Residential Education To Reorganize Dorm Arrangements


Talia Rose Barton

Zechiel House will transition into a first-year residence hall in fall 2019.

The Office of Residential Education is planning to introduce a series of changes to the nature of living spaces over the next five years in hopes of increasing programming, faculty integration, and feelings of community. As of next year, Zechiel House will become a First-Year Residential Experience dorm, Barnard House will hold the Sci-Fi themed halls currently located in North Hall, and Noah Hall will be a designated substance-free and quiet space which was previously located in Barnard.

During this time of transition, ResEd is also faced with other uncertainties — the office is in the midst of searching for a new ResEd director, and a search committee was formed earlier this year.

“Our goal is to maximize opportunities to integrate the academic and residential experience,” wrote Assistant Vice President of Student Life Adrian Bautista in an email to the Review. “We’d like to expand faculty/academic department connections to our living spaces, remodel educational spaces in our housing facilities, create new programmatic events [that] enhance a sense of community, and maximize peer leadership opportunities.”

To achieve these outcomes, ResEd hopes to expand program house offerings and continue to support efforts to learn and live collaboratively.

“A goal is to expand these [program house] connections as we believe faculty, staff and student engagement should be a cornerstone of all our residential facilities,” Bautista wrote. “Student Life recently received a grant from NASPA, a national student affairs organization, for programming in the remodeled Third World House classroom called Obie Xing. Obie Xing is a collaborative learning space that brings together faculty, staff, and students to enhance student success through programs sponsored by such offices as the Career Development Center and Student Academic Success Programs with significant faculty participation.”

College junior and Lord House Resident Assistant Daquan Williams noted the impact the program housing model, and faculty integration into housing, has had on Afrikan Heritage House residents.

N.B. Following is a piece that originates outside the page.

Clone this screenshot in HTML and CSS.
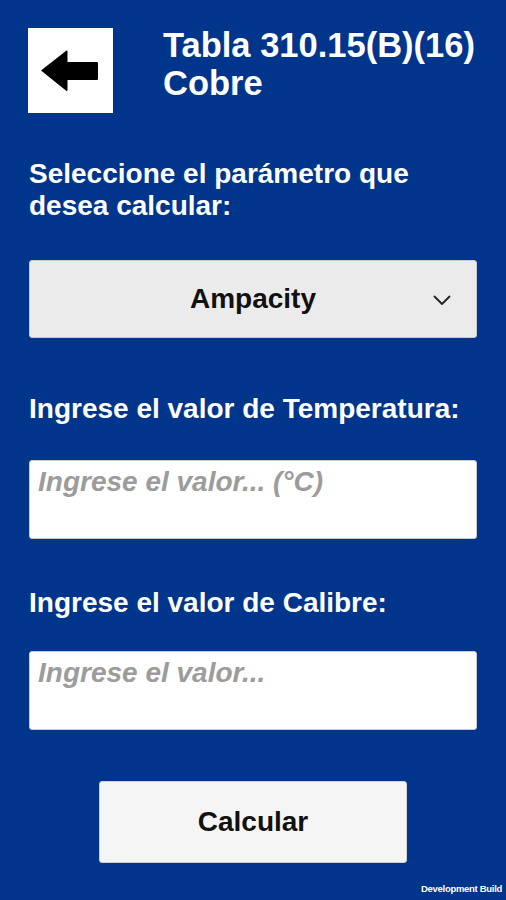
FILE: index.html
```html
<!DOCTYPE html>
<html lang="es">
<head>
<meta charset="utf-8">
<title>Tabla 310.15(B)(16) Cobre</title>
<link rel="stylesheet" href="styles.css">
</head>
<body>
<main class="screen">
  <header class="header">
    <button class="back" type="button" aria-label="Atrás">
      <svg width="85" height="85" viewBox="0 0 85 85">
        <path d="M13 42.5 L38.5 22.5 Q39.5 22 39.5 23.5 L39.5 34 L69 34 Q70 34 70 35 L70 51 Q70 52 69 52 L39.5 52 L39.5 62 Q39.5 63.5 38.5 63 Z" fill="#000"/>
      </svg>
    </button>
    <h1 class="title">Tabla 310.15(B)(16)<br>Cobre</h1>
  </header>

  <p class="label label-first">Seleccione el parámetro que desea calcular:</p>
  <div class="select">
    <span class="select-text">Ampacity</span>
    <svg class="chevron" width="18" height="11" viewBox="0 0 18 11">
      <path d="M1.5 1.5 L9 9 L16.5 1.5" fill="none" stroke="#222" stroke-width="1.8" stroke-linecap="round" stroke-linejoin="round"/>
    </svg>
  </div>

  <p class="label label-temp">Ingrese el valor de Temperatura:</p>
  <div class="input"><span class="placeholder">Ingrese el valor... (°C)</span></div>

  <p class="label label-cal">Ingrese el valor de Calibre:</p>
  <div class="input"><span class="placeholder">Ingrese el valor...</span></div>

  <div class="actions">
    <button class="calc" type="button">Calcular</button>
  </div>
  <div class="devbuild">Development Build</div>
</main>
</body>
</html>
```

FILE: styles.css
```css
html, body {
  margin: 0;
  padding: 0;
  background: #00358c;
}
body {
  font-family: "Liberation Sans", Arial, sans-serif;
  color: #fff;
}
.screen {
  width: 506px;
  height: 900px;
  box-sizing: border-box;
  padding: 28px 29px 0 29px;
  display: flex;
  flex-direction: column;
  position: relative;
}
.header {
  display: flex;
  align-items: flex-start;
  gap: 50px;
  margin-left: -1px;
  height: 85px;
}
.back {
  width: 85px;
  height: 85px;
  padding: 0;
  margin: 0;
  border: none;
  background: #fff;
  display: block;
  flex: none;
}
.back svg { display: block; }
.title {
  margin: -2px 0 0 0;
  font-size: 34.5px;
  line-height: 38px;
  font-weight: bold;
}
.label {
  margin: 0;
  font-size: 28px;
  line-height: 32px;
  font-weight: bold;
}
.label-first { margin-top: 45px; }
.label-temp { margin-top: 55px; }
.label-cal { margin-top: 48px; }
.select {
  margin-top: 38px;
  height: 78px;
  box-sizing: border-box;
  background: #ebebeb;
  border: 1px solid #c9c9cf;
  border-radius: 3px;
  display: flex;
  align-items: center;
  justify-content: center;
  position: relative;
  color: #111;
}
.select-text {
  font-size: 28px;
  font-weight: bold;
}
.chevron {
  position: absolute;
  right: 25px;
  top: 34px;
}
.input {
  margin-top: 35px;
  height: 79px;
  box-sizing: border-box;
  background: #fff;
  border: 1px solid #c9c9cf;
  border-radius: 3px;
  padding: 5px 8px;
}
.label-cal + .input { margin-top: 32px; }
.placeholder {
  display: block;
  font-size: 28px;
  line-height: 32px;
  font-weight: bold;
  font-style: italic;
  color: #9c9c9c;
}
.actions {
  display: flex;
  justify-content: center;
  margin-top: 51px;
}
.calc {
  width: 308px;
  height: 82px;
  border: 1px solid #d0d0d6;
  border-radius: 3px;
  background: #f5f5f5;
  font-family: "Liberation Sans", Arial, sans-serif;
  font-size: 28px;
  font-weight: bold;
  color: #111;
  padding: 0;
}
.devbuild {
  position: absolute;
  right: 4px;
  bottom: 6px;
  font-size: 9.5px;
  line-height: 11px;
  font-weight: bold;
  color: #fff;
  letter-spacing: -0.3px;
}
```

“I think that things that happen in The House really benefit students, hosting programs that really get at how to navigate Oberlin and how living in a space can inform that,” he said. “The House is currently connected to Africana Studies; we work together. It’s really beneficial that you get to cultivate relationships with professors in the departments that the house is connected with — to really embody a learning, living space.”

These changes will be enacted in hopes of carrying out some of the goals, called Directions for the Future, presented in the Oberlin College Strategic Plan 2016–2021, and will be coupled with modifications to dining and other areas of student life.

“[The plan details ways in which Oberlin can] develop the residential experience to ensure that it serves as an intellectual and artistic incubator for educational excellence,” wrote Bautista. “Such excellence requires an integrated plan that reimagines sequenced living experiences, dynamic dining practices, and more opportunities for intimate peer circles that enhance meaningful connections where students can further develop their sense of belonging, and engage one another across differences.”

However, some RAs are concerned that attempts to expand program housing may lose sight of why program housing originated.

“Program housing right now is mostly POC and low-income,” Barnard Hall RA and College junior Ariana Gladieux-Carter said. “It’s typically been associated with activism. Houses pop up in response to what’s going on. A-House came about for civil rights, and to have a space for Black students on campus. … There is already that sense of community amongst POC and low-income students so expanding on community is possible, but I think it’s hard to navigate the narrative of program housing when it has inherently been for POC and people with a lower socio-economic status in general.”

Others feel that the reorganization could make program housing more difficult to navigate.

“I’ve lived in Latinx Hall all three that I’ve been at Oberlin and it has been a cornerstone of support as I’ve navigated campus,” College junior Eder Aguilar. “However, is is difficult to build community when you’re constantly being moved or being treated like a theme instead of an identity. Despite all this, we will continue to persist and will continue to grow.”

Many students are also confused as to why Zechiel, which houses 45 students, was chosen to become a first-year dorm. As of next year, the dorm will remain in the ZEBRA cluster, along with Burton, Langston, and Noah, but will be in collaboration with the First Year Residential Experience cluster.

“[Zechiel] is too far from everything,” said College junior and Zechiel RA Jasmine Sorrells. “It’s all singles, [first-years] aren’t going to meet each other, they won’t talk to each other, they won’t be involved in first-year events. … I am personally incredibly frustrated by these changes because they do not make any sense.”

ResEd is hopeful that this transition will help foster long-lasting connections between students that will continue developing after they move out of residential buildings.

“One goal with programming will be to help residential communities develop unique traditions and “signature” programs that will enhance a sense of community and long-term bonds amongst Obies,” Bautista wrote. “We want the residential experience to be more intentional, to more comprehensively reflect Oberlin’s core principles.”

Housing selection information has already been updated to reflect these changes to living spaces.